Goal
Scan the following material for the string "components" and copy each line in which it appears.

# # # #

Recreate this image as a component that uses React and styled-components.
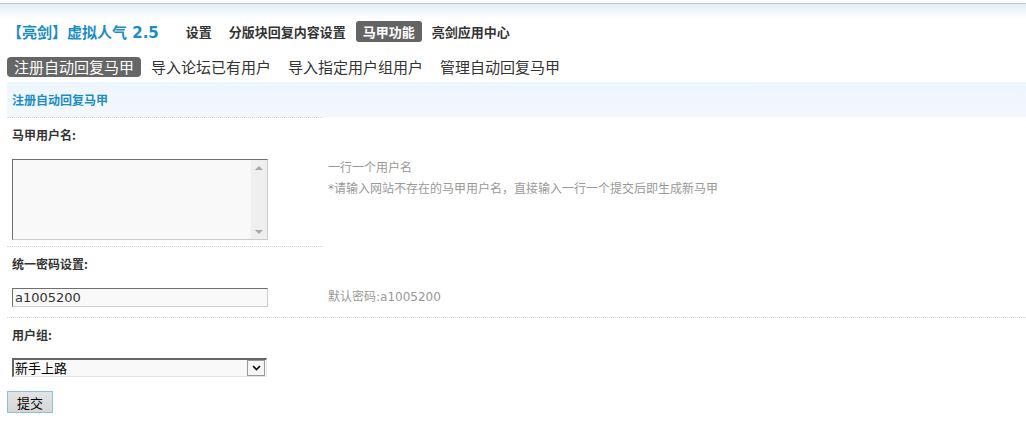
import React from 'react'
import styled, { createGlobalStyle } from 'styled-components'

const GlobalStyle = createGlobalStyle`
  body {
    margin: 0;
    background: #fff;
    font: 12px "DejaVu Sans", "Noto Sans CJK SC", sans-serif;
    color: #333;
  }
`

const TopBar = styled.div`
  margin-top: 3px;
  height: 15px;
  border-top: 1px solid #b9c9d6;
  background: linear-gradient(#e2eef8, #fff);
`

const Page = styled.main`
  padding-left: 7px;
`

const Header = styled.header`
  display: flex;
  align-items: center;
  height: 25px;
`

const Title = styled.h1`
  margin: 0 20px 0 0;
  font-size: 15px;
  font-weight: 700;
  color: #1a8dc6;
  white-space: nowrap;
`

const Nav = styled.nav`
  display: flex;
  gap: 3px;
`

const NavItem = styled.a`
  padding: 2px 7px;
  border-radius: 3px;
  font-size: 13px;
  font-weight: 700;
  line-height: 17px;
  color: ${p => (p.$active ? '#fff' : '#333')};
  background: ${p => (p.$active ? '#646464' : 'transparent')};
  font-family: "Noto Sans CJK SC", sans-serif;
`

const Tabs = styled.div`
  display: flex;
  gap: 3px;
  margin-top: 13px;
`

const Tab = styled.a`
  height: 20px;
  padding: 0 7px;
  border-radius: 4px;
  font-family: "Noto Sans CJK SC", sans-serif;
  font-size: 15px;
  line-height: 20px;
  color: ${p => (p.$active ? '#fff' : '#333')};
  background: ${p => (p.$active ? '#666' : 'transparent')};
`

const Band = styled.div`
  display: flex;
  align-items: center;
  height: 35px;
  margin-top: 5px;
  padding-left: 5px;
  background: linear-gradient(#edf5fd, #f3f8fc);
  font-weight: 700;
  color: #1a8dc6;
  font-family: "Noto Sans CJK SC", sans-serif;
`

const Row = styled.div`
  display: grid;
  grid-template-columns: 316px 1fr;
  border-top: ${p => (p.$divider === 'full' ? '1px dotted #d6d6d6' : 'none')};
`

const Label = styled.div`
  grid-column: 1 / 2;
  padding: 8px 5px;
  line-height: 18px;
  font-weight: 700;
  color: #333;
  font-family: "Noto Sans CJK SC", sans-serif;
  border-top: ${p => (p.$divider === 'left' ? '1px dotted #d6d6d6' : 'none')};
`

const FieldCell = styled.div`
  padding: ${p => p.$pad || '7px 5px 6px'};
`

const Tips = styled.div`
  padding: ${p => p.$pad || '6px 5px'};
  line-height: ${p => p.$lh || '21px'};
  color: #999;
`

const TextBox = styled.div`
  display: flex;
  width: 256px;
  height: 81px;
  box-sizing: border-box;
  border: 1px solid #ccc;
  border-top-color: #6f6f6f;
  border-left-color: #6f6f6f;
  background: #f9f9f9;
`

const TextArea = styled.textarea`
  flex: 1;
  border: 0;
  resize: none;
  background: transparent;
  outline: none;
`

const ScrollTrack = styled.div`
  display: flex;
  flex-direction: column;
  justify-content: space-between;
  align-items: center;
  width: 16px;
  padding: 6px 0 5px;
  background: #efefef;
  border-left: 1px solid #f6f6f6;
`

const Arrow = styled.span`
  width: 0;
  height: 0;
  border-left: 4px solid transparent;
  border-right: 4px solid transparent;
  ${p => (p.$down ? 'border-top: 4px solid #a8a8a8;' : 'border-bottom: 4px solid #a8a8a8;')}
`

const Input = styled.input`
  display: block;
  width: 256px;
  height: 19px;
  box-sizing: border-box;
  padding: 0 2px;
  border: 1px solid #ccc;
  border-top-color: #6f6f6f;
  border-left-color: #6f6f6f;
  background: #f9f9f9;
  font: 13px "DejaVu Sans", sans-serif;
  color: #333;
  outline: none;
`

const SelectBox = styled.div`
  display: flex;
  width: 255px;
  height: 19px;
  box-sizing: border-box;
  border: 2px solid #e2e2e2;
  border-top-color: #666;
  border-left-color: #666;
  border-right-width: 1px;
  border-bottom-width: 1px;
  background: #f9f9f9;
`

const Select = styled.select`
  flex: 1;
  height: 16px;
  appearance: none;
  border: 0;
  padding: 0 1px;
  background: transparent;
  font: 13px/16px "Noto Sans CJK SC", sans-serif;
  color: #000;
  outline: none;
`

const DropButton = styled.span`
  display: flex;
  align-items: center;
  justify-content: center;
  width: 16px;
  margin: 0 1px 0 0;
  border: 1px solid #9a9a9a;
  background: #f6f6f6;
`

const SubmitRow = styled.div`
  padding-top: 14px;
`

const Button = styled.button`
  width: 46px;
  height: 22px;
  padding: 0;
  border: 1px solid #86c3dc;
  background: linear-gradient(#e4e4e4, #d6d6d6);
  font: 13px "Noto Sans CJK SC", sans-serif;
  color: #000;
`

export default function App() {
  return (
    <>
      <GlobalStyle />
      <TopBar />
      <Page>
        <Header>
          <Title>【亮剑】虚拟人气 2.5</Title>
          <Nav>
            <NavItem>设置</NavItem>
            <NavItem>分版块回复内容设置</NavItem>
            <NavItem $active>马甲功能</NavItem>
            <NavItem>亮剑应用中心</NavItem>
          </Nav>
        </Header>

        <Tabs>
          <Tab $active>注册自动回复马甲</Tab>
          <Tab>导入论坛已有用户</Tab>
          <Tab>导入指定用户组用户</Tab>
          <Tab>管理自动回复马甲</Tab>
        </Tabs>

        <Band>注册自动回复马甲</Band>

        <Row>
          <Label $divider="left">马甲用户名:</Label>
        </Row>
        <Row>
          <FieldCell>
            <TextBox>
              <TextArea />
              <ScrollTrack>
                <Arrow />
                <Arrow $down />
              </ScrollTrack>
            </TextBox>
          </FieldCell>
          <Tips>
            <div>一行一个用户名</div>
            <div>*请输入网站不存在的马甲用户名，直接输入一行一个提交后即生成新马甲</div>
          </Tips>
        </Row>

        <Row>
          <Label $divider="left">统一密码设置:</Label>
        </Row>
        <Row>
          <FieldCell $pad="7px 5px 10px">
            <Input defaultValue="a1005200" />
          </FieldCell>
          <Tips $pad="7px 5px" $lh="19px">默认密码:a1005200</Tips>
        </Row>

        <Row $divider="full">
          <Label>用户组:</Label>
        </Row>
        <Row>
          <FieldCell $pad="6px 5px 0">
            <SelectBox>
              <Select defaultValue="1">
                <option value="1">新手上路</option>
              </Select>
              <DropButton>
                <svg width="9" height="6" viewBox="0 0 9 6">
                  <path d="M1 1l3.5 3.5L8 1" fill="none" stroke="#000" strokeWidth="1.6" />
                </svg>
              </DropButton>
            </SelectBox>
          </FieldCell>
        </Row>

        <SubmitRow>
          <Button>提交</Button>
        </SubmitRow>
      </Page>
    </>
  )
}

# # # #

Solution for this exercise
Recreate this image as a component that uses React and styled-components.
import styled, { createGlobalStyle } from 'styled-components'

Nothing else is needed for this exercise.